Did you look at the linked video?
[https://www.youtube.com/watch?v=G4GHGBov15U](https://www.youtube.com/watch?v=G4GHGBov15U)

I share your skepticism about most of these "projects", but I think this one
might at least be real. They claim 200-400L per day from 60 nets currently in
operation, and show video of a bunch of ~3m x ~4m nets in operation.

> It only can happen around the ocean where it's pretty much rain, but it
> doesn't rain and the saltwater contaminates the water supply and you own
> rich sea side housing but can't pipe it in from a near by town.

The video (somewhat to my surprise) pointed out that a subset of these caveats
are indeed requirements. It requires fog, and a light breeze. It does not
however require that the seaside housing be "rich", nor that it be even be
housing. In the examples shown, the area is next-door to a slum, and the water
is being used for small-scale crop irrigation on otherwise unusable land.

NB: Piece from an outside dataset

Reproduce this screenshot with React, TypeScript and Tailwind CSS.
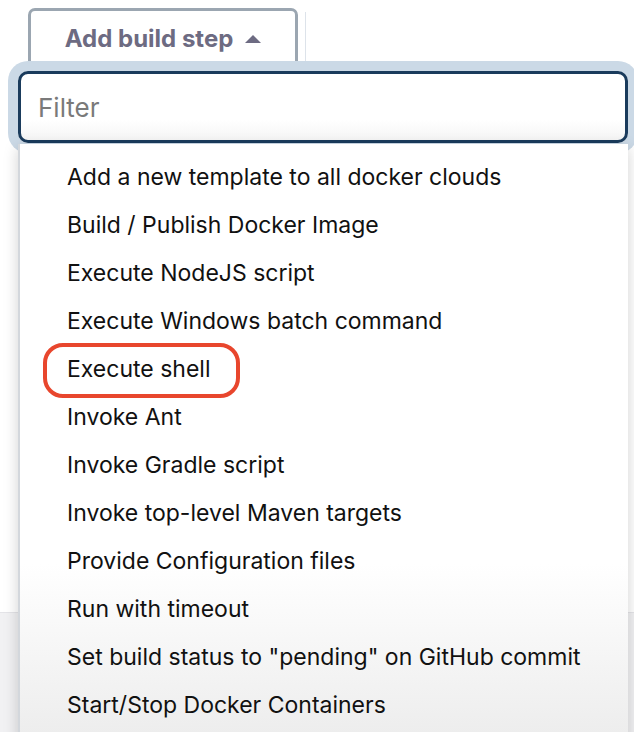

I think this may actually be an example of good news coverage. Please check
out the video and report back whether you stand by your #fakenews conclusion.

(There are comments on the video saying that Abel, the purported inventor, is
fraudulently claiming that these are his own invention, and that in fact the
prototypes were designed by visiting Dutch or Israeli students. But I consider
this separate from the claim that that technology is necessarily fake, as
opposed to just extremely site specific.)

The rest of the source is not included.